Hey Wisecrack, Jared here. Today we’ve got
a self-­aware, fourth­-wall-­breaking spectacular for you. That’s right, we’re talking about Deadpool. Deadpool is experiencing unprecedented popularity
in mainstream media. The film is the highest grossing R­-rated movie ever, and the
biggest opening for Ryan Reynolds, but I guess that part isn’t a surprise. How has this
film achieved such success despite shirking the traditional superhero formula? “Bob? I haven’t seen you since-” “Jacksonville.” Fighting for the greater good? Nope. Selfless? Not really. Fun for the whole family? Uh… “I’m touching myself tonight.” No. For a Marvel character who is an overt ripoff
of a DC competitor that constantly makes fun of the medium that he inhabits, the merc with
a mouth is doing pretty well for himself.
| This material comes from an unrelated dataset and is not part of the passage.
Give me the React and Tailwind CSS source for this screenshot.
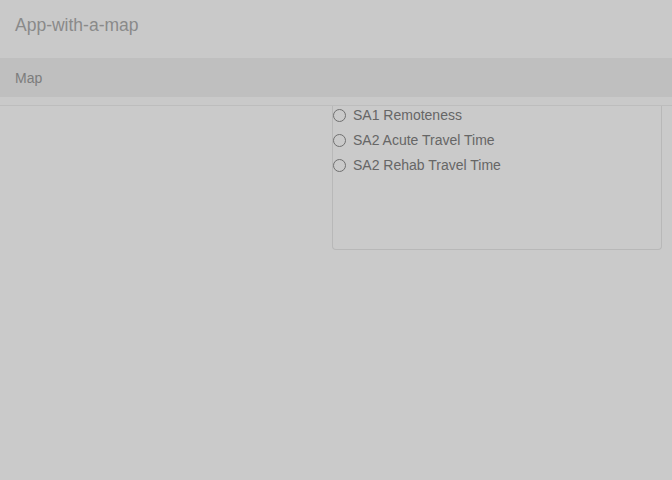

Deadpool’s popularity represents a trend
in media that may be gaining steam lately, but is otherwise quite old. And it all has
to do with a 400 year old book, sort of. I’m an arrogant asshole and welcome to this
Wisecrack Edition on The Philosophy of Deadpool. Part 1: Achieving Fuck It There are a few defining features that set
Deadpool apart from the rest of the Marvel universe. He’s an inveterate wiseass, he knows he’s a superhero and is, as a result, constantly breaking the fourth wall and commenting
on comic book tropes and culture. Deadpool takes nothing seriously. Even the ad campaign for the film was imagined in an entirely Deadpoolian fashion. The film’s Valentine’s Day ads
were simultaneously a great way to troll soon­-to-­be furious partners and a set­up for a self­-referential
joke. They even created a Tinder profile. Perhaps the best way to describe Deadpool
is as a postmodern work. Let me explain. Postmodernism is a movement in the arts and
philosophy that typically rejects the kind of grand narratives used to make sense of
the world in the good old days. For instance, the battle of good against evil, democracy
against communism, the inherent promise of technological progress, science or divine
salvation, the very idea of “the good old days”.­ You get the idea. Postmodern
works are quick to thumb their nose at tradition and have a tendency to embrace being “meta”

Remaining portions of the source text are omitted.